The headline rate on business income is 7.25% in 2025 for most corporations under § 210(1)(a), with a lower 6.5% rate for qualifying small businesses and manufacturers. These rates are not the point of this article; they are the point of the CT-3 instructions, and a founder running real New York revenue should be reading those directly with a CPA rather than from an editorial.

PTET, and why New York built it

New York's Pass-Through Entity Tax, codified at Tax Law Article 24-A § 860 and following, was enacted in 2021 (S. 5822-A, signed into law as part of the FY 2022 budget) and became effective for tax years beginning on or after January 1, 2021. It is an elective entity-level tax on partnerships and S-corporations, designed to work around the federal $10,000 cap on state and local tax deductions that individual owners otherwise face under IRC § 164(b)(6). The entity pays the tax at graduated rates and the owners take a refundable PTET credit on their New York personal returns.

For 2025 the election window runs through March 15 for calendar-year filers, with estimated payments due quarterly. A partnership or S-corporation in New York that has not at least considered PTET is leaving meaningful federal deduction on the table, and most mid-market professional services firms in New York have been making the election since TY 2021 without incident.

The LLCTA sitting on the 2026 calendar

The New York LLC Transparency Act, enacted in December 2023 (S. 995-B / A. 3484-A) and amended in March 2024 (S. 8059 / A. 8544), goes into effect on January 1, 2026. It imposes a state-level beneficial- ownership reporting regime that runs parallel to the federal Corporate Transparency Act's BOI filings with FinCEN. Domestic LLCs formed in New York and foreign LLCs qualified to do business in New York will be required to file a beneficial-ownership disclosure or a statement of exemption with the Department of State. Existing LLCs get a one-year transition window through January 1, 2027; new and newly qualified LLCs will file at formation.

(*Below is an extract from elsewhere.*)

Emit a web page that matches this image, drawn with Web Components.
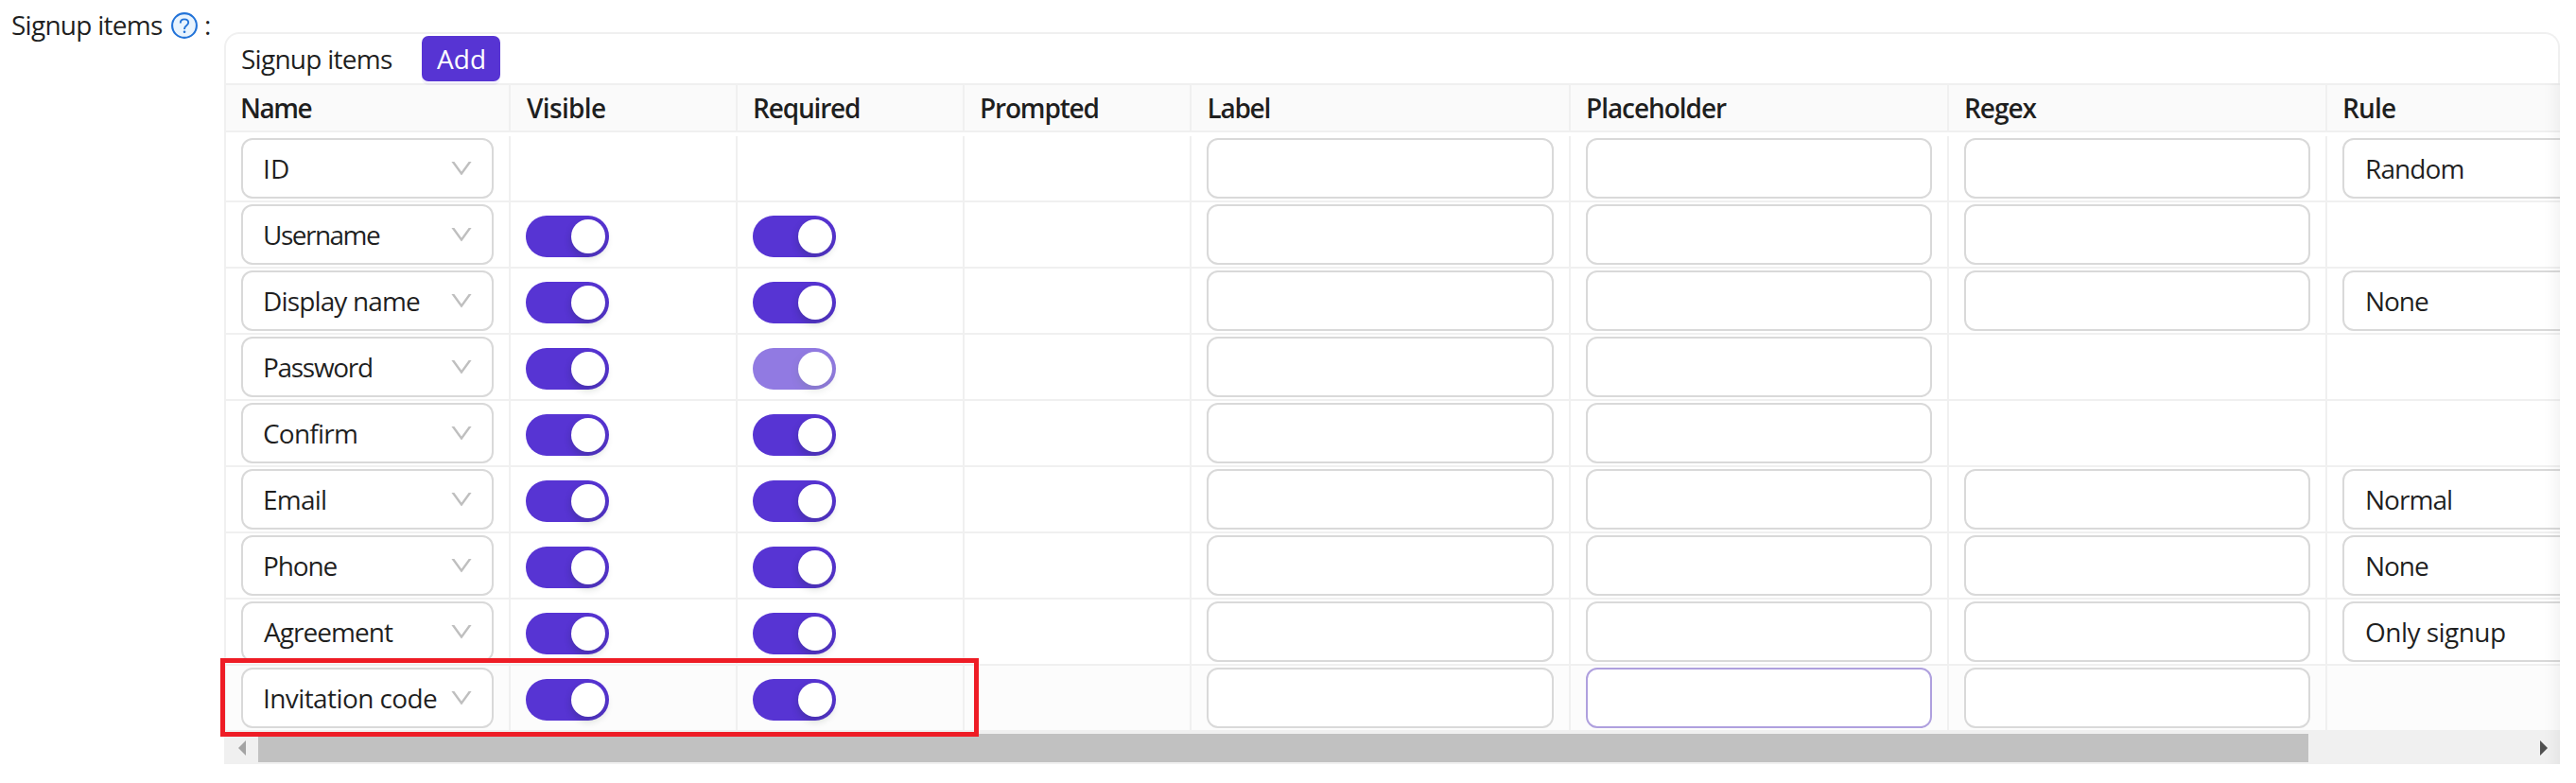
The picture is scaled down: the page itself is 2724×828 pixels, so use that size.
<!DOCTYPE html>
<html lang="en">
<head>
<meta charset="utf-8">
<title>Signup items</title>
<style>
html,body{margin:0;background:#fff}
body{width:2724px;height:828px;overflow:hidden;font:28px/44px "Open Sans","Noto Sans",sans-serif;color:rgba(0,0,0,.88)}
</style>
</head>
<body>
<signup-page></signup-page>
<script>
const ctx = document.createElement('canvas').getContext('2d');
class Base extends HTMLElement {
  constructor(){ super(); this.attachShadow({mode:'open'}); }
  connectedCallback(){ this.shadowRoot.innerHTML = this.render(); }
}
/* Text tracked so that its visible glyphs span exactly `span` pixels */
class UiText extends Base {
  render(){
    const t = this.getAttribute('text'), w = +this.getAttribute('span'), wt = this.getAttribute('weight') || 400;
    ctx.font = `${wt} 28px "Open Sans"`;
    const m = ctx.measureText(t);
    const ink = m.actualBoundingBoxRight + m.actualBoundingBoxLeft;
    const ls = t.length > 1 ? (w - ink) / (t.length - 1) : 0;
    const round = /^[ACO]/.test(t) && wt == 400 && t != 'Add' ? 1 : 0;
    return `<style>:host{display:block;white-space:nowrap;line-height:44px;font-weight:${wt};letter-spacing:${ls.toFixed(3)}px;margin-left:${(m.actualBoundingBoxLeft - round).toFixed(2)}px;font-variant-ligatures:none}</style>${t}`;
  }
}
class UiHelp extends Base {
  render(){ return `<style>:host{display:block;width:28px;height:28px}svg{display:block}</style>
  <svg width="28" height="28" viewBox="0 0 28 28"><circle cx="14" cy="14" r="12.9" fill="#e9f4fe" stroke="#2273d8" stroke-width="2.1"/><path d="M9.8 11.4C9.8 8.9 11.6 7.4 14 7.4s4.2 1.5 4.2 3.7c0 2.9-4.1 3-4.1 6.2v.7" fill="none" stroke="#2273d8" stroke-width="1.9"/><rect x="12.8" y="19.4" width="2.5" height="2.5" rx=".8" fill="#2273d8"/></svg>`; }
}
class UiButton extends Base {
  render(){ return `<style>:host{box-sizing:border-box;display:flex;align-items:center;width:83px;height:48px;padding-left:16px;border-radius:7px;background:#5734d3;color:#fff;box-shadow:0 4px 0 rgba(87,52,211,.06)}</style><slot></slot>`; }
}
class UiSwitch extends Base {
  render(){ return `<style>:host{box-sizing:border-box;display:flex;justify-content:flex-end;width:88px;height:44px;padding:4px;border-radius:22px;background:#5734d3}:host([disabled]){opacity:.65}
  i{width:36px;height:36px;border-radius:50%;background:#fff;box-shadow:0 4px 8px rgba(0,35,11,.2)}</style><i></i>`; }
}
class UiInput extends Base {
  render(){ return `<style>:host{box-sizing:border-box;display:block;height:64px;border:2px solid #d9d9d9;border-radius:12px;background:#fff}:host([active]){border-color:#afa0de}</style>`; }
}
class UiSelect extends Base {
  render(){ return `<style>:host{box-sizing:border-box;display:flex;align-items:center;justify-content:space-between;height:64px;border:2px solid #d9d9d9;border-radius:12px;background:#fff;padding:0 21px 0 23px}:host([rule]){padding-left:24px}svg{flex:none}</style>
  <slot></slot><svg width="22" height="16" viewBox="0 0 22 16" style="margin-top:-1px"><path d="M.4 1h3L11 11.6 18.6 1h3L11.8 14.6a1 1 0 0 1-1.6 0z" fill="#bfbfbf"/></svg>`; }
}
class SignupRow extends Base {
  render(){ return `<style>
  :host{display:grid;grid-template-columns:301px 240px 240px 240px 401px 400px 400px 440px;height:70px}
  ::slotted(*){box-sizing:border-box;border-right:2px solid #f0f0f0;border-bottom:2px solid #f0f0f0;display:flex;align-items:center;padding:0 16px}
  :host([head]){height:50px;background:#fafafa;font-weight:600}
  :host([hover]){background:#fcfcfc}
  </style><slot></slot>`; }
}
class SignupScrollbar extends Base {
  render(){ return `<style>:host{box-sizing:border-box;display:flex;align-items:center;height:34px;padding:0 13px;background:#f0f0f0}
  b{width:2168px;height:30px;background:#c1c1c1;margin-left:13px}svg{display:block}.r{margin-left:auto}</style>
  <svg width="8" height="16"><path d="M8 0v16L0 8z" fill="#a3a3a3"/></svg><b></b><svg class="r" width="8" height="16"><path d="M0 0v16l8-8z" fill="#505050"/></svg>`; }
}
class SignupTable extends Base {
  render(){
    const T=(t,s,w=400)=>`<ui-text text="${t}" span="${s}" weight="${w}"></ui-text>`;
    // title, text span, optical inset
    const heads=[['Name',73.5,1],['Visible',83,1],['Required',111,2],['Prompted',123.5,2],['Label',64,2.5],['Placeholder',147,2],['Regex',75.5,2],['Rule',54,2]];
    // name, text span, switches (0 none, 1 on, 2 required locked), inputs, rule, rule span
    const rows=[['ID',25,0,3,'Random',101.5],['Username',122,1,3],['Display name',164,1,3,'None',65],['Password',113,2,2],['Confirm',98,1,2],['Email',64,1,3,'Normal',89],['Phone',76.5,1,3,'None',65],['Agreement',137,1,3,'Only signup',147],['Invitation code',182,1,3]];
    const row=([n,s,sw,inp,rule,rs],i)=>`<signup-row ${i==8?'hover':''}>
      <span><ui-select>${T(n,s)}</ui-select></span>
      <span>${sw?'<ui-switch></ui-switch>':''}</span>
      <span>${sw?`<ui-switch ${sw==2?'disabled':''}></ui-switch>`:''}</span><span></span>
      ${[0,1,2].map(k=>`<span>${k<inp?`<ui-input ${i==8&&k==1?'active':''}></ui-input>`:''}</span>`).join('')}
      <span>${rule?`<ui-select rule>${T(rule,rs)}</ui-select>`:''}</span></signup-row>`;
    return `<style>
    :host{display:block;position:relative;width:2470px;height:774px}
    .title{box-sizing:border-box;height:54px;border:2px solid #f0f0f0;border-bottom:0;border-radius:16px 16px 0 0;display:flex;align-items:center;padding:0 17px}
    .title .cap{width:190px}
    .clip{overflow:hidden;border-left:2px solid #f0f0f0;border-top:2px solid #f0f0f0;height:686px;box-sizing:border-box}
    signup-row{width:2662px}
    ui-select,ui-input{flex:1;min-width:0}
    ui-switch{margin-top:4px}
    .gap{height:4px}
    .shade{position:absolute;right:0;top:54px;width:60px;bottom:0;box-shadow:inset -20px 0 16px -16px rgba(5,5,5,.06)}
    signup-scrollbar{border-left:2px solid #f0f0f0}
    </style>
    <div class="title"><div class="cap">${T('Signup items',159)}</div><ui-button>${T('Add',50)}</ui-button></div>
    <div class="clip"><signup-row head>${heads.map(h=>`<span style="padding-left:${16+h[2]}px">${T(h[0],h[1],600)}</span>`).join('')}</signup-row><div class="gap"></div>
    ${rows.map(row).join('')}</div>
    <signup-scrollbar></signup-scrollbar><div class="shade"></div>`;
  }
}
class SignupPage extends Base {
  render(){ return `<style>
  :host{display:flex;position:relative;box-sizing:border-box;width:2724px;height:828px;align-items:flex-start}
  .label{display:flex;align-items:center;width:237px;box-sizing:border-box;padding:4px 0 0 13px}
  .t{width:168px}ui-help{margin-top:2px}.c{margin-left:9px}
  signup-table{margin-top:34px}
  .mark{position:absolute;box-sizing:border-box;left:233px;top:696px;width:802px;height:83px;border:5px solid #ee1c25}
  </style><div class="label"><div class="t"><ui-text text="Signup items" span="159"></ui-text></div><ui-help></ui-help><div class="c"><ui-text text=":" span="4"></ui-text></div></div>
  <signup-table></signup-table><div class="mark"></div>`; }
}
for (const [n,c] of Object.entries({'ui-text':UiText,'ui-help':UiHelp,'ui-button':UiButton,'ui-switch':UiSwitch,'ui-input':UiInput,'ui-select':UiSelect,'signup-row':SignupRow,'signup-scrollbar':SignupScrollbar,'signup-table':SignupTable,'signup-page':SignupPage})) customElements.define(n,c);
</script>
</body>
</html>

Two features of the LLCTA matter for 2025 planning. First, the beneficial-owner information itself will not be public; the March 2024 amendment reclassified the BO database as confidential, accessible only to law enforcement and specified regulators. Second, the statute applies only to LLCs. Corporations are out of scope. For a founder forming a New York LLC this year and expecting to be operating on January 1, 2026, the LLCTA is not a reason to avoid the state, but it is a reason to keep cap-table and management records clean enough to file from on short notice.

Who New York actually makes sense for in 2025

Add up the real maintenance profile of a New York LLC formed this month. The biennial is $9. The publication, if you are in Manhattan, is somewhere between $550 and $1,550 all-in with the § 206 Certificate fee. There is no annual franchise tax unless the LLC has elected corporate tax treatment. Starting in 2026 there is an annual (or on-change) BO filing that is administratively cheap but informationally sensitive. Against Delaware, which bills a flat $300 LLC tax every June 1, the New York LLC is meaningfully cheaper in year two and every year after, and meaningfully more expensive in year one because of publication.

For a New York operating business with New York customers and New York employees, forming in New York is the right answer. The LLCTA does not change that; it only adds a disclosure. For a holding vehicle or a non-operational entity with no New York nexus, the $9 biennial is a bad reason to trigger § 206 and a good reason to look at a home- state filing first. The cheap headline hides a four-figure year one, and the year-one math is the one most founders do not do.